Daar heeft één prominent huis al toe besloten. In München heeft de Bayerische Staatsoper, die ook onderwerp van onderzoek was, onlangs anti-seksistisch beleid ingevoerd. Bullenbakken worden niet langer ingehuurd. De oudste generatie wordt nog een pardon gegeven, maar voor de jongere generaties geldt zero tolerance. Dat heeft al voor één Nederlandse regisseur directe, negatieve consequenties gehad.

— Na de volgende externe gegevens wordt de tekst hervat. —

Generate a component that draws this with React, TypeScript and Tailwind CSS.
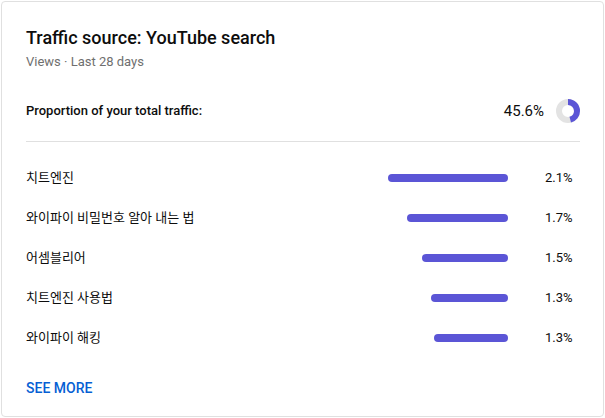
const rows = [
  { label: "치트엔진", value: "2.1%", width: 120 },
  { label: "와이파이 비밀번호 알아 내는 법", value: "1.7%", width: 101 },
  { label: "어셈블리어", value: "1.5%", width: 86 },
  { label: "치트엔진 사용법", value: "1.3%", width: 77 },
  { label: "와이파이 해킹", value: "1.3%", width: 74 },
];

function Donut({ percent }: { percent: number }) {
  const r = 9;
  const c = 2 * Math.PI * r;
  return (
    <svg width="24" height="24" viewBox="0 0 24 24" className="shrink-0">
      <circle cx="12" cy="12" r={r} fill="none" stroke="#e3e3e3" strokeWidth="6" />
      <circle
        cx="12"
        cy="12"
        r={r}
        fill="none"
        stroke="#5b55d6"
        strokeWidth="6"
        strokeDasharray={`${(c * percent) / 100} ${c}`}
        transform="rotate(-90 12 12)"
      />
    </svg>
  );
}

export default function App() {
  return (
    <div className="h-[418px] w-[605px] bg-white p-px font-['Roboto','Noto_Sans_CJK_KR',sans-serif]">
      <div className="flex h-[416px] w-[603px] flex-col rounded border border-[#e0e0e0] pl-6 pr-[23px] pt-6">
        <h2 className="text-[18px] leading-6 font-medium text-[#0d0d0d]">Traffic source: YouTube search</h2>
        <p className="mt-[2px] text-[13px] leading-5 text-[#6f6f6f]">Views · Last 28 days</p>

        <div className="mt-[27px] flex h-6 items-center justify-between">
          <p className="text-[13px] font-medium text-[#0d0d0d]">Proportion of your total traffic:</p>
          <div className="flex items-center gap-3">
            <span className="text-[15px] text-[#0d0d0d]">45.6%</span>
            <Donut percent={45.6} />
          </div>
        </div>

        <div className="mt-[18px] h-px bg-[#e0e0e0]" />

        <div className="mt-4 flex flex-col">
          {rows.map((row) => (
            <div key={row.label} className="flex h-10 items-center">
              <p className="flex-1 text-[13px] text-[#0d0d0d]">{row.label}</p>
              <div className="h-2 rounded-full bg-[#5b55d6]" style={{ width: row.width }} />
              <span className="ml-[37px] w-[35px] text-[13px] text-[#0d0d0d]">{row.value}</span>
            </div>
          ))}
        </div>

        <button className="mt-5 w-fit text-left text-[14px] leading-5 font-medium text-[#065fd4]">SEE MORE</button>
      </div>
    </div>
  );
}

Tragedie van het luisteren
Het onderzoek wees ook op een artistiek-inhoudelijk probleem in de opera. Al te vaak werd, vanuit een foutieve inschatting dat kunst voor zichzelf dient te spreken, de communicatie met het publiek uit het oog verloren. Aan de ene kant waren er componisten die weinig rekening hielden met de vernieuwingen van de afgelopen tijd, met alle negentiende-eeuwse effecten van dien. Aan de andere kant speelde het maniërisme van onbegrijpelijke libretto’s, hermetische filosofische discussies en muziek die nog louter experiment was. Een van de interessante terugkerende items bij mensen die zich bezighouden met de creatie van nieuwe opera’s is de vraag wat we na Luigo Nono’s Prometeo. Tragedia dell’ascolto nog kunnen doen. Alsof dat stuk het einde van opera markeert. Waarom zou dat dan zo zijn? Prometeo wordt zelden opgevoerd, er wordt niet geacteerd, er is geen podium, geen decor, de teksten zijn grotendeels onverstaanbaar en er is geen boventiteling. Deze tragedie van het luisteren ontvouwt zich in het luisteren zelf; de ruimte is niets anders dan luisterruimte. Na uitvoeringen van Prometeo rapporteerden bezoekers nogal eens uitputting. Dit wordt hier als volgt geanalyseerd: het succes van opera is de combinatie van Europese muziek en klassiek-Griekse tekst, dat wil zeggen: van muziek die is ontstaan uit joods-christelijke wortels van ons continent enerzijds en het tragische karakter van de verhalen die aan de basis van de libretti liggen. Muziek dus die goed afloopt (wederopstanding) gecombineerd met een vaak slecht eindigend verhaal. In de bijzondere dynamiek tussen die twee schuilt de aantrekkingskracht waarvoor mensen zich al eeuwenlang zoveel moeite getroosten om telkens weer nieuwe opera’s te maken en te bezoeken. En bij Nono’s Prometeo verandert die verhouding fundamenteel, doordat de muziek zelf tragisch wordt. Vandaar wellicht de uitputting bij bezoekers.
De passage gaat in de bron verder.